Royal Jelly


Royal jelly is a viscous, milky white secretion produced by the pharyngeal glands of worker bee (Apis mellifera L.), belonging to the insect family Apidae. During the first three days of life all bee larvae feed exclusively on this special and highly concentrated food. Future queens continue to be nourished by this product, making the Queen Bee 50% larger than the other female worker bees, and contribuing to her incredible stamina and longevity. Queen Bees typically live 4 or 5 years, compared to the workers, who live only about 40 days.

Because the resulting queens are much larger than worker bees, live thirty to forty times longer, and are highly fertile (worker bees are sterile), enthusiasts have long believed that royal jelly may have beneficial effects when consumed by human beings.

Various herbalist claim that royal jelly is especially effective in halting or controlling the aging process, nourishing the skin and erasing facial blemishes and wrinkles. Royal Jelly has also been used to treat cases of fatigue, depression, convalescence from illness, the “growing pains” of adolescence; and in preventing the signs of normal aging or even premature senility. As a general tonic for treating the menopause or male climacteric and to improve sexual performance, royal jelly supposedly has a general systemic action rather than any specific biological function.
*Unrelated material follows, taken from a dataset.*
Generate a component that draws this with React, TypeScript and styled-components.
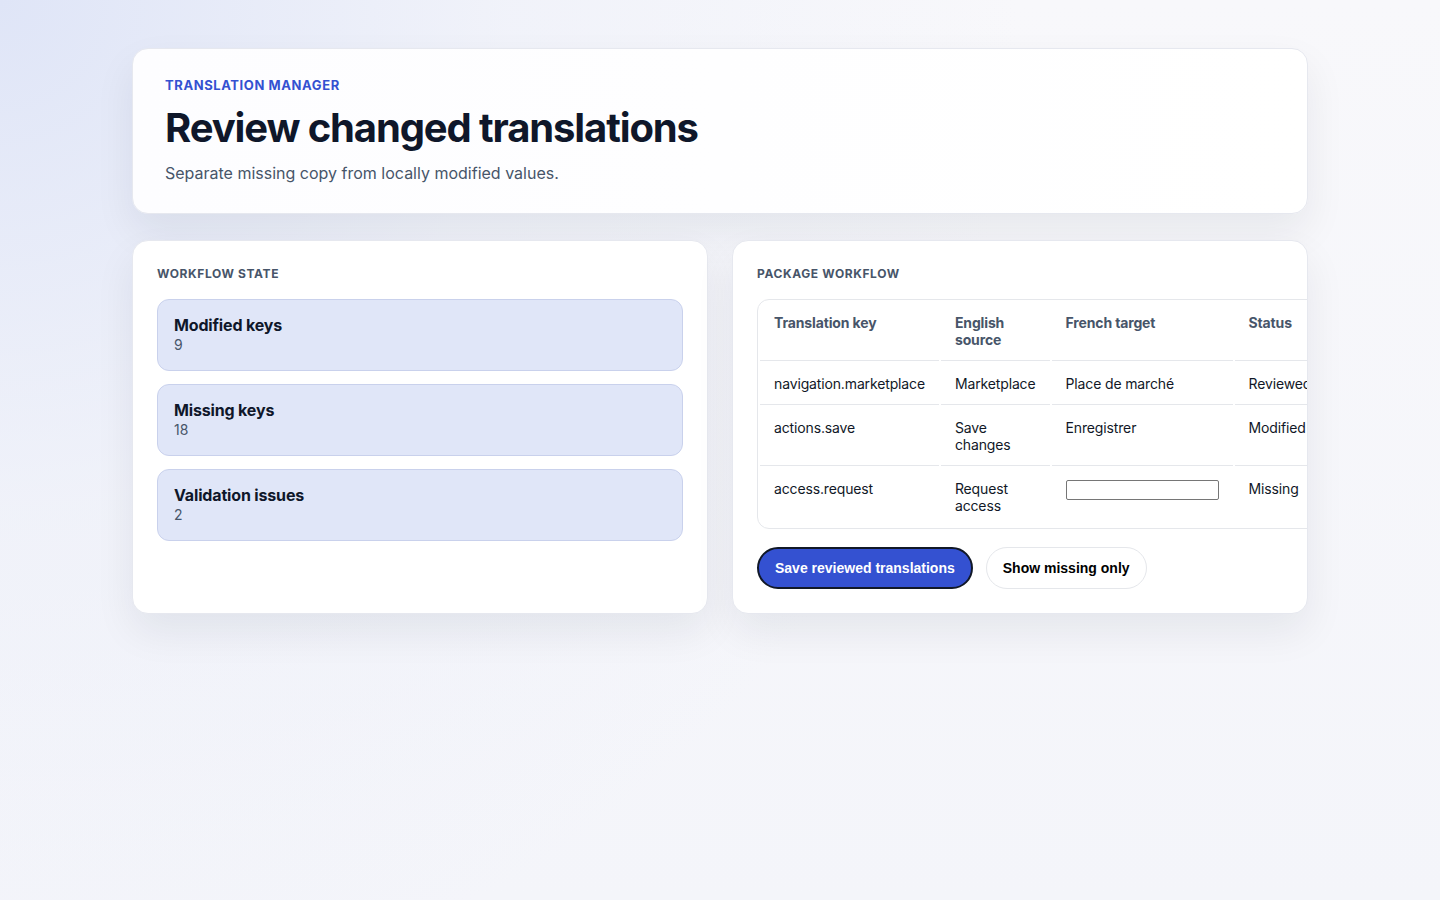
import React from "react";
import styled, { createGlobalStyle } from "styled-components";

const GlobalStyle = createGlobalStyle`
  html, body {
    margin: 0;
    min-height: 100%;
  }
  body {
    min-height: 100vh;
    font-family: Inter, "Noto Sans", Arial, sans-serif;
    color: #0f172a;
    background:
      radial-gradient(circle at 0% 0%, #dfe5f7 0%, rgba(236, 239, 249, 0.6) 30%, rgba(247, 247, 251, 0) 60%),
      linear-gradient(180deg, #f8f8fb 0%, #f4f5fa 100%);
    background-attachment: fixed;
  }
`;

const Page = styled.main`
  max-width: 1176px;
  margin: 0 auto;
  padding: 48px 0;
  display: flex;
  flex-direction: column;
  gap: 26px;
`;

const Card = styled.section`
  background: #ffffff;
  border: 1px solid #e6e8ef;
  border-radius: 16px;
  box-shadow: 0 18px 40px rgba(15, 23, 42, 0.07);
  overflow: hidden;
`;

const Hero = styled(Card)`
  padding: 28px 32px 28px;
  background: linear-gradient(90deg, #fdfdff 0%, #ffffff 100%);
`;

const Eyebrow = styled.div`
  font-size: 13px;
  font-weight: 700;
  letter-spacing: 0.045em;
  text-transform: uppercase;
  color: #3451d1;
  line-height: 16px;
`;

const Title = styled.h1`
  margin: 12px 0 10px;
  font-size: 40px;
  line-height: 46px;
  font-weight: 700;
  letter-spacing: -0.028em;
  color: #0f172a;
`;

const Subtitle = styled.p`
  margin: 0;
  font-size: 16px;
  line-height: 24px;
  color: #475569;
`;

const Columns = styled.div`
  display: grid;
  grid-template-columns: 1fr 1fr;
  gap: 24px;
`;

const Panel = styled(Card)`
  padding: 24px;
  display: flex;
  flex-direction: column;
`;

const PanelHeading = styled.h2`
  margin: 0 0 16px;
  font-size: 12px;
  line-height: 18px;
  font-weight: 700;
  letter-spacing: 0.05em;
  text-transform: uppercase;
  color: #475569;
`;

const StatList = styled.div`
  display: flex;
  flex-direction: column;
  gap: 13px;
`;

const Stat = styled.div`
  background: #e0e6f8;
  border: 1px solid #c9d1ec;
  border-radius: 12px;
  padding: 15px 16px;
`;

const StatLabel = styled.div`
  font-size: 16px;
  line-height: 20px;
  font-weight: 700;
  letter-spacing: -0.01em;
  color: #0f172a;
`;

const StatValue = styled.div`
  font-size: 14px;
  line-height: 20px;
  color: #475569;
`;

const Table = styled.table`
  width: 100%;
  border: 1px solid #e5e7eb;
  border-radius: 12px;
  font-size: 14px;
  line-height: 17px;
  letter-spacing: -0.01em;
  color: #111827;
`;

const Th = styled.th`
  text-align: left;
  vertical-align: top;
  padding: 12px 14px;
  font-weight: 700;
  color: #475569;
  border-bottom: 1px solid #e5e7eb;
`;

const Td = styled.td<{ $last?: boolean }>`
  text-align: left;
  vertical-align: top;
  padding: 12px 14px;
  border-bottom: ${(p) => (p.$last ? "none" : "1px solid #e5e7eb")};
`;

const TargetInput = styled.input`
  box-sizing: border-box;
  width: 153px;
  height: 20px;
  margin: 0;
  border: 1px solid #767676;
  border-radius: 2px;
  padding: 1px 2px;
  font-size: 13px;
  background: #ffffff;
`;

const Actions = styled.div`
  display: flex;
  gap: 13px;
  margin-top: 18px;
`;

const Button = styled.button<{ $primary?: boolean }>`
  height: 42px;
  padding: 0 16px;
  border-radius: 999px;
  font-family: "Liberation Sans", Arial, sans-serif;
  font-size: 14px;
  font-weight: 700;
  cursor: pointer;
  background: ${(p) => (p.$primary ? "#3451d1" : "#ffffff")};
  color: ${(p) => (p.$primary ? "#ffffff" : "#000000")};
  border: ${(p) => (p.$primary ? "2px solid #111827" : "1px solid #e5e7eb")};
`;

const stats = [
  { label: "Modified keys", value: 9 },
  { label: "Missing keys", value: 18 },
  { label: "Validation issues", value: 2 },
];

const rows = [
  { key: "navigation.marketplace", en: "Marketplace", fr: "Place de marché", status: "Reviewed" },
  { key: "actions.save", en: "Save changes", fr: "Enregistrer", status: "Modified" },
  { key: "access.request", en: "Request access", fr: null, status: "Missing" },
];

export default function App() {
  return (
    <>
      <GlobalStyle />
      <Page>
        <Hero>
          <Eyebrow>Translation manager</Eyebrow>
          <Title>Review changed translations</Title>
          <Subtitle>Separate missing copy from locally modified values.</Subtitle>
        </Hero>
        <Columns>
          <Panel>
            <PanelHeading>Workflow state</PanelHeading>
            <StatList>
              {stats.map((s) => (
                <Stat key={s.label}>
                  <StatLabel>{s.label}</StatLabel>
                  <StatValue>{s.value}</StatValue>
                </Stat>
              ))}
            </StatList>
          </Panel>
          <Panel>
            <PanelHeading>Package workflow</PanelHeading>
            <Table>
              <thead>
                <tr>
                  <Th>Translation key</Th>
                  <Th>English source</Th>
                  <Th>French target</Th>
                  <Th>Status</Th>
                </tr>
              </thead>
              <tbody>
                {rows.map((r, i) => {
                  const last = i === rows.length - 1;
                  return (
                    <tr key={r.key}>
                      <Td $last={last}>{r.key}</Td>
                      <Td $last={last}>{r.en}</Td>
                      <Td $last={last}>
                        {r.fr ?? <TargetInput aria-label={`French for ${r.key}`} />}
                      </Td>
                      <Td $last={last}>{r.status}</Td>
                    </tr>
                  );
                })}
              </tbody>
            </Table>
            <Actions>
              <Button $primary>Save reviewed translations</Button>
              <Button>Show missing only</Button>
            </Actions>
          </Panel>
        </Columns>
      </Page>
    </>
  );
}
Chinese herbalists also advocate Royal Jelly for use in cases of liver disease, rheumatoid arthritis, anemia, phlebitis, gastric ulcer, degenerative conditions, and general mental or physical weakness.
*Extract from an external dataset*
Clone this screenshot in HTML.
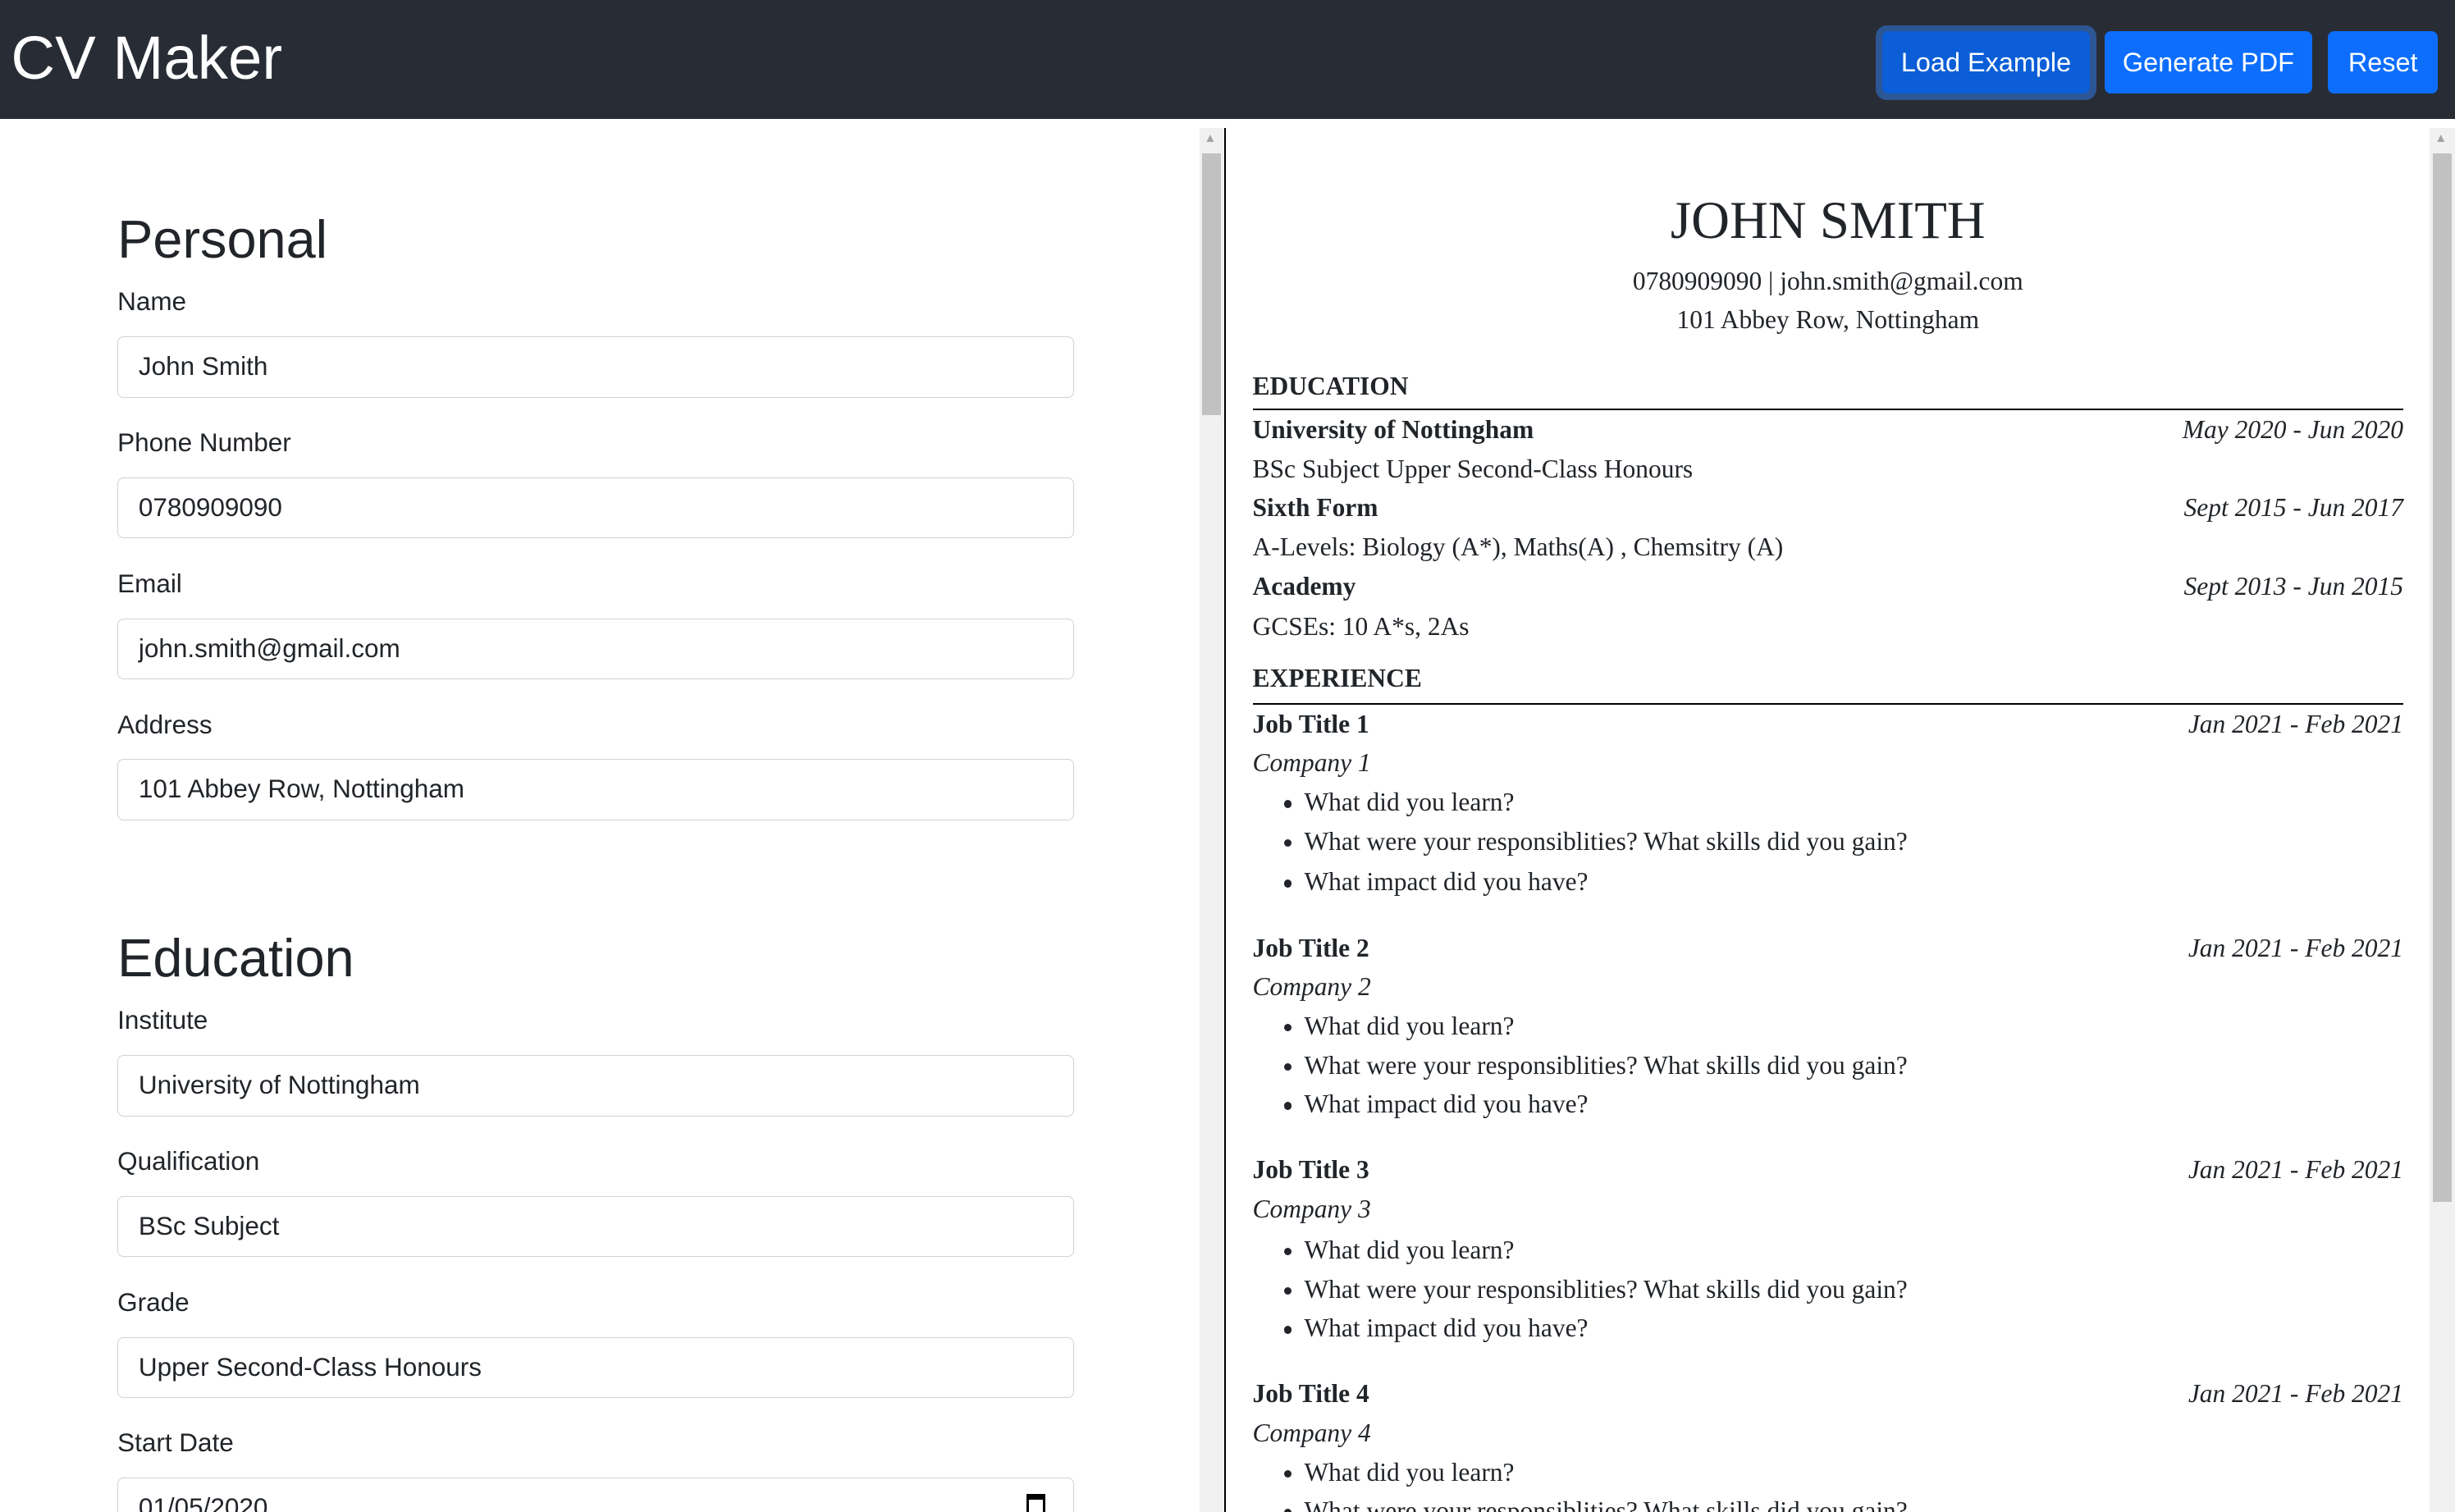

The chemistry of royal jelly has been extensively studied and found to be a rich source of complete protein, containing all the essential amino acids, unsaturated fats, natural sugars, minerals and the B-vitamins (B-5 and B-6) The B vitamins were especially prominent, with pantothenic acid predominating.

Tests have shown that royal jelly does possess some slight antibacterial activity and can have an affect on the adrenal cortex, stimulating the adrenal glands to produce a positive reaction on increased metabolism, enhanced energy, greater sexual capability and appetite.

An antitumor effect in mice has also been noted, but there is no evidence that the product has any estrogenic (female sex hormonal) activity, or that it affects the growth, longevity, or fertility of animals. As for its topical effectiveness in rejuvenating the skin the results from one three-month clinical study of 24 female patients are of interest; ten women showed improvement, ten experienced no change, and four showed symptoms of skin irritation.